After a quick survey of all the reasons Americans have to be pessimistic about the future, Randall Parker continues:

But the future holds out some amazing promises. Most notably, the youngsters need to know—failing a total breakdown of civilization—that by the time they get old full body rejuvenation will become possible. 20 year olds today will turn 70 in the year 2057. Their life expectancies at that point might be measured in the thousands of years.

I once took a course with F.M. Esfandiary at the New School. Esfandiary, an Iranian immigrant and New Age guy, was a believer that science could change everything about human life, even mortality itself. But in order to believe this, one must believe that the structure of existence can be changed by man. A basic aspect of the structure of existence is that living things come into being, and then, after an allotted time, they go out of being. Whether we are speaking of a fly, or a dog, or a human, or an elephant, the life-span of a species is a function of the nature of that species. A species does not create its own nature, its nature is given to it by something beyond itself, by that from which all being comes, with some species given a larger portion of being, some less. The notion that human life could be extended, not merely by a few tens of years, but by thousands of years, is a fantasy born of the rejection of transcendence, and the resulting desire to make man into his own god.

The desire to create human nature over again is expressed in the name of Esfandiary’s movement, “Transhumanism,” as well as in the fact, which I learn from Wikipedia, that F.M. Esfandiary changed his name to FM-2030,

to reflect the hope and belief he would live to celebrate his 100th birthday in 2030. In his own words, “Conventional names define a person’s past: ancestry, ethnicity, nationality, religion. I am not who I was ten years ago and certainly not who I will be in twenty years…. The name 2030 reflects my conviction that the years around 2030 will be a magical time. In 2030 we will be ageless and everyone will have an excellent chance to live forever. 2030 is a dream and a goal.”

Reading this brings back to mind the kinds of things Esfandiary said in the course I took with him, which was around 1980. Even then, before I was consciously a conservative, I felt his worldview was repellent, anti-human. Having lived in many countries and feeling attached to none, he made a big thing about the idea that all people should feel that way. And of course he was an atheist. Notice how the rejection of any transcendent reality above us so often goes hand in hand with the rejection of any enduring cultural reality around us.

As for F.M.’s hopes for extending human life by hundreds or thousands of years, Mark Plus at “Yet Another Transhumanist Blog” writes:

In 1976, F. M. Esfandiary predicted the crossover to longevity [meaning humans living for hundreds of years] would happen by 2000. In 1980, Dr. Alvin Silverstein predicted it by 1990.

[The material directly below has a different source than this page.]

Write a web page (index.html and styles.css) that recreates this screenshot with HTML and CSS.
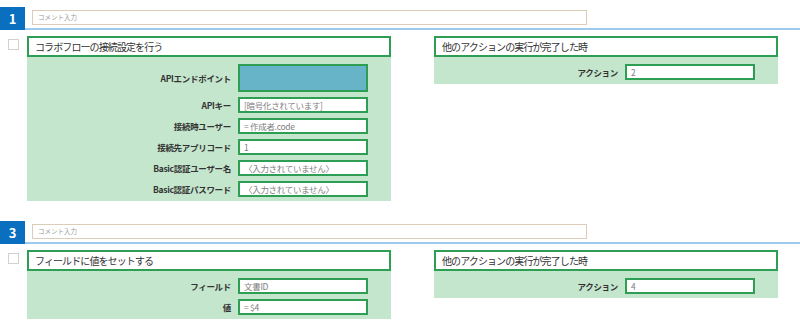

In 1981 Esfandiary predicted

Around 2010 the world will be at a new orbit in history. We will translive all over this planet and the solar sphere—at home everywhere. We will be hyperfluid: skim on land—swim in the deep oceans—flash across the sky.

Family will have given way to Universal life. People will linkup/linkout free of kinship and possessiveness.

We will stream ahead propelled by a cornucopia of abundance.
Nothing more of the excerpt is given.